In another keynote session, Mr. Hironao Kunimitsu , Founder & CEO of Thirdverse pointed out insights on entertainment in the Web3 era. For gaming, he states that the main problems of blockchain gaming right now are: 1) first, the lack of use cases for utility tokens, which leads to financial disaster after initial success, 2) second being the lack of social aspects & multiplayer gaming experiences, and 3) finally being the quality of Gameplay itself. For NFT & PFP (which stands for “profile picture”) projects, he points outs an intrinsic business model problem; since PFP projects mostly succeed because of their close and closed communities, so intrinsically it is a small business. To expand business, they create new IPs, but IP creation historically has never been distributed and community-led, but rather centralized and led by great artist individuals. How would this all work together to form a sustainable business model? As the new frontier, the problems of Web3 are the opportunities for growth and innovation. As an investor he believes in new innovative games such as Labrado to lead the next-generation blockchain gaming, and as an entrepreneur he is launching NFT projects such as SUPER SAPIENSS to tackle new business models of IP creation and distribution.

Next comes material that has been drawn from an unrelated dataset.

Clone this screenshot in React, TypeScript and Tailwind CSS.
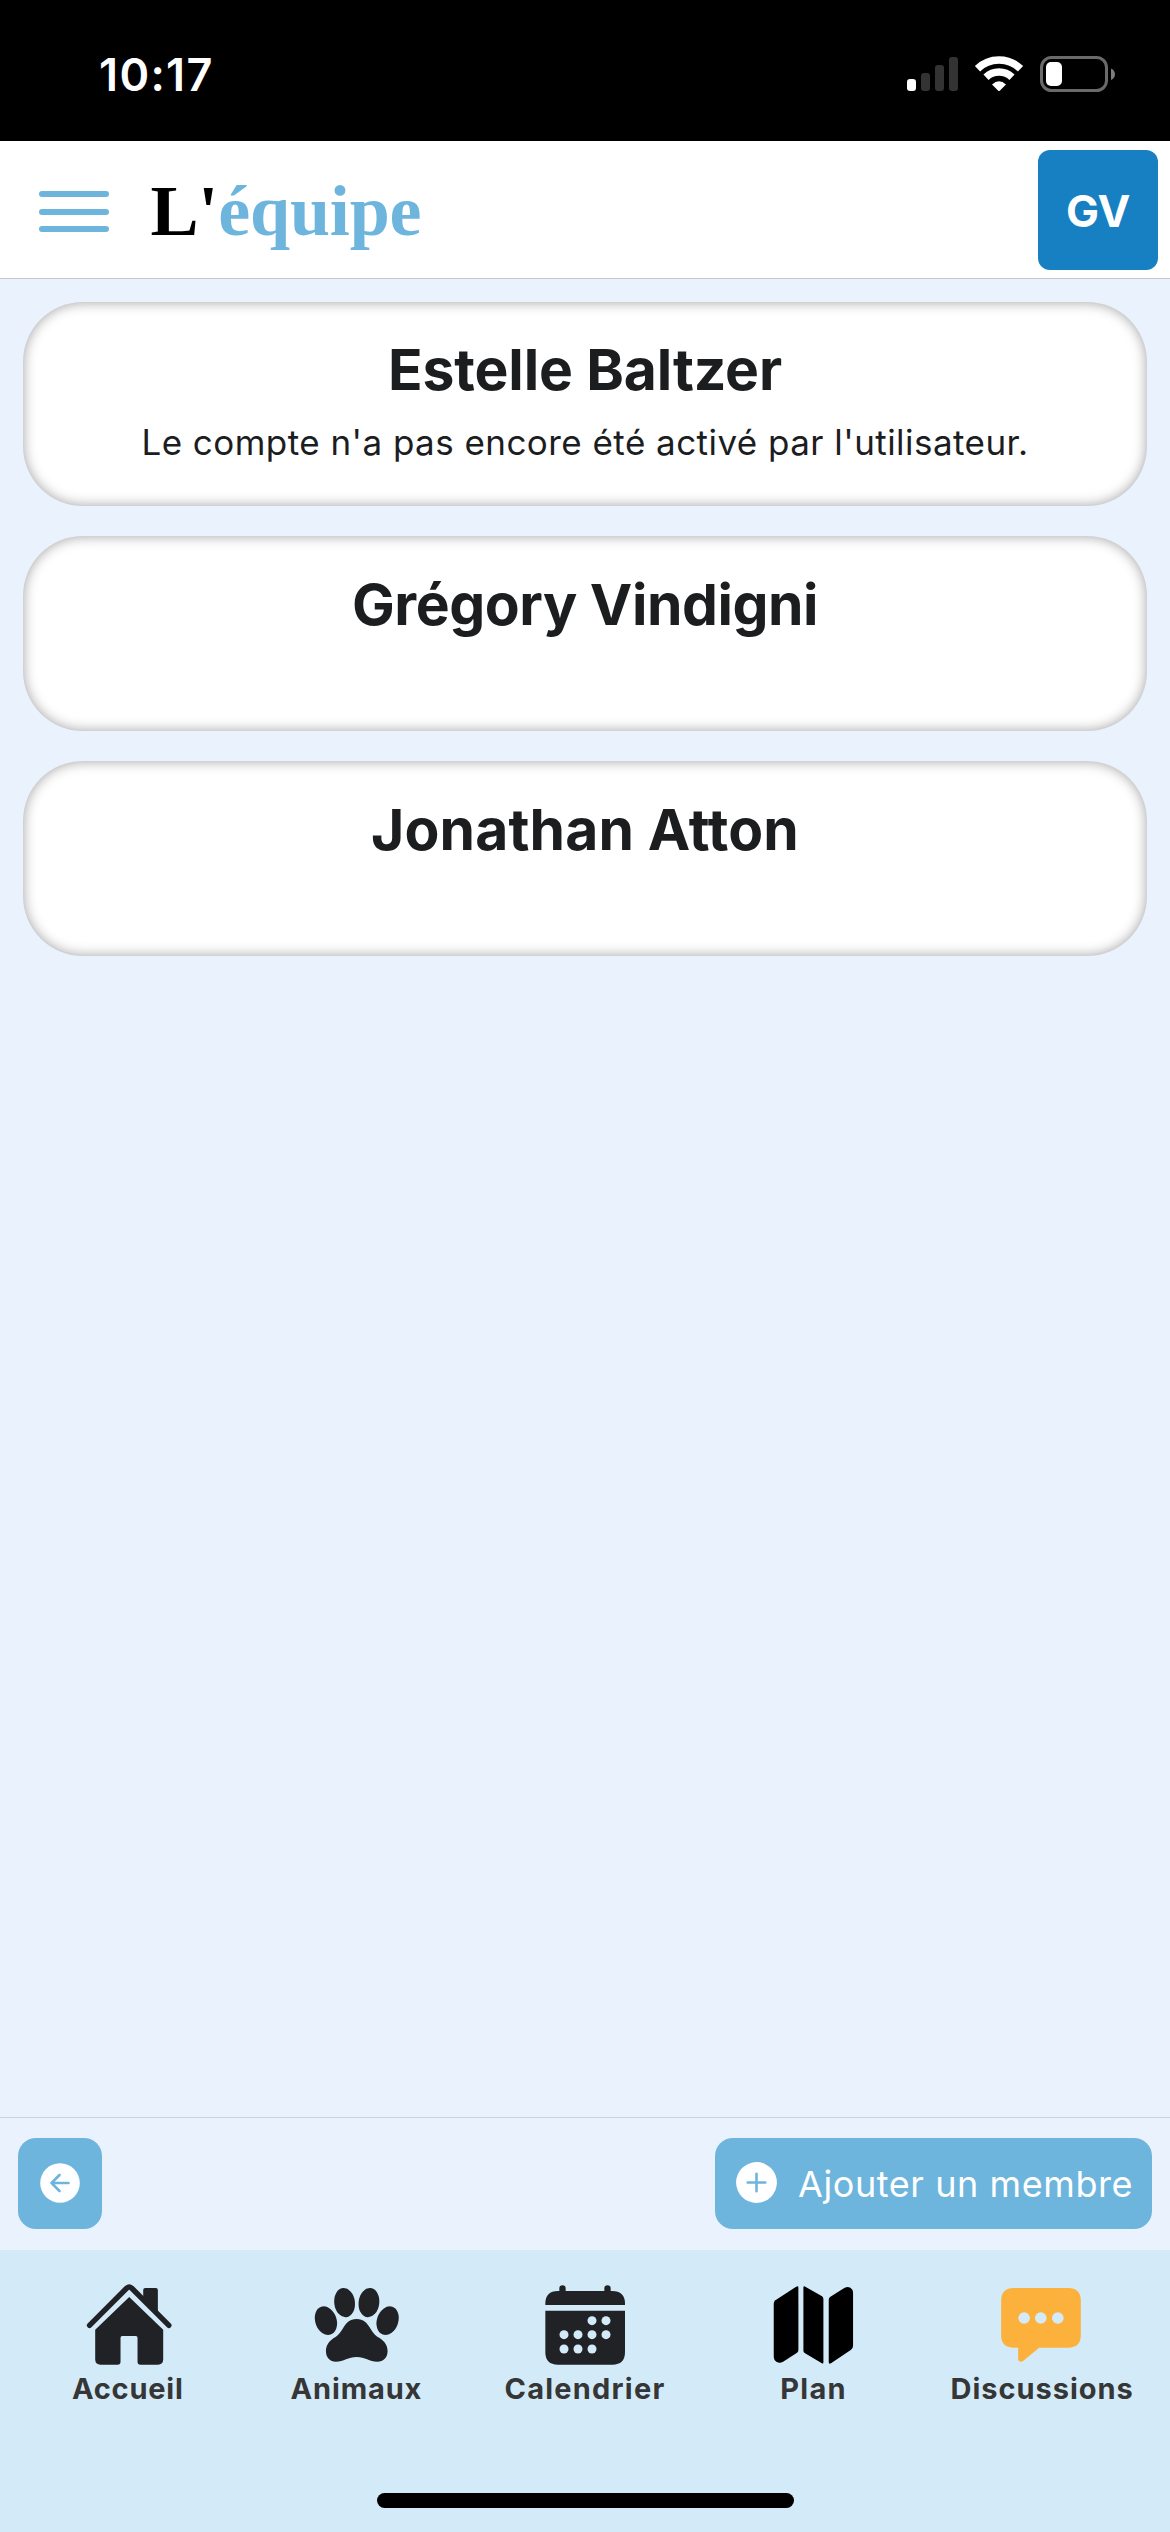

A highlight moment within the 2-day conference was the keynote session of Yat Siu, Founder of Animoca Brands, promoting big ideas around the disruptive power of NFTs and gaming. Referencing gaming in its earliest arcade days, the digital gameplay experience was so powerful that it drove the rise of entire industries such as the GPU, consoles, and arcade spaces. With NFTs, the gaming industry itself will continue to grow, and on its way up more industries will be created and grown. One way to understand Gaming is a rental industry, think in terms of gamers renting content experiences from the game design companies, rent and use IPs that are licensed on their avatar, and buy rights to use props and tools owned by the gaming platform. However, with blockchain and NFT technology, everyone can become an owner of games, IPs, or props and other digital assets, effectively transforming debtors into creditors and expanding gaming into a much bigger industry. Another reason why then gaming industry is destined to grow is because when creators make money, they invest back. When big tech makes money, they don’t. Currently most mobile game revenues go to the big tech platforms because one needs advertisement to get traction. However, economies are built on widespread property and profit ownerships. Thus with NFTs giving creators ownership and profits, that will help grow the overall market. Also, with NFTs and Airdrop practices, indie creators can decrease dependency on advertisement, effectively dropping customer acquisition prices, allowing more people to launch, and more innovation can happen. Finally, we stand with Siu when he addressed the FTX crisis, stating it is good to wash out bad actors, and that the crisis affected the west more than Asian counties, which are actually dealing with crypto much better.
Another insightful panel was from Hugo Chou, Founder of The Partner, Keegan Huang, Co-Founder & CEO of UNH3O & Passion Labs, Kyoya Okazawa, Co-Founder & COO of Animoca Brands Japan and Daniel Feucht, Marketing Director of Porsche Motors Taiwan, discussing the concepts of Brands and IP in more depth. First, Web3 technology and practices can bring visibility and measurements to intangible assets such as IPs and Brand, which are also listed on the corporate balance sheet, thus is part of the value creation of a corporate. For this reason, the Web3 transformation is a total financial disruption which will touch all corporates. Then, in terms of brand and community management, the ideal is hybrid; the freedom of natural human connections and communities combined with the power of digital such as no geographic limits, records & verification, and quantitative data. Web3 brings us closer to this vision, allowing more community mechanics in the digital format. Currently, tight communities already find social media platforms are too general and not enough. They often find it not enough to be in the “official clubs”, but rather they want to make their own clubs and use their own creativity, and Web3 supports these emerging needs. Finally, they proposed the idea that managing brands with the aim of controlling consistency will not work in a Web3 environment where the community is native, urging Brand and marketing personnel to rethink the ethos of management in the Web3 era.
Web3 is in its infancy. Although the business models in Web3 come with intrinsic challenges such as defining the involvement models of communities, general market education and onboarding, and functions for technologies such as the utility token, MADJOR believes new products, services and business relationships will continue to arise from Web3 and Metaverse. Business leaders should begin to formulate a Web3 and Metaverse strategy and begin experimenting with the framework.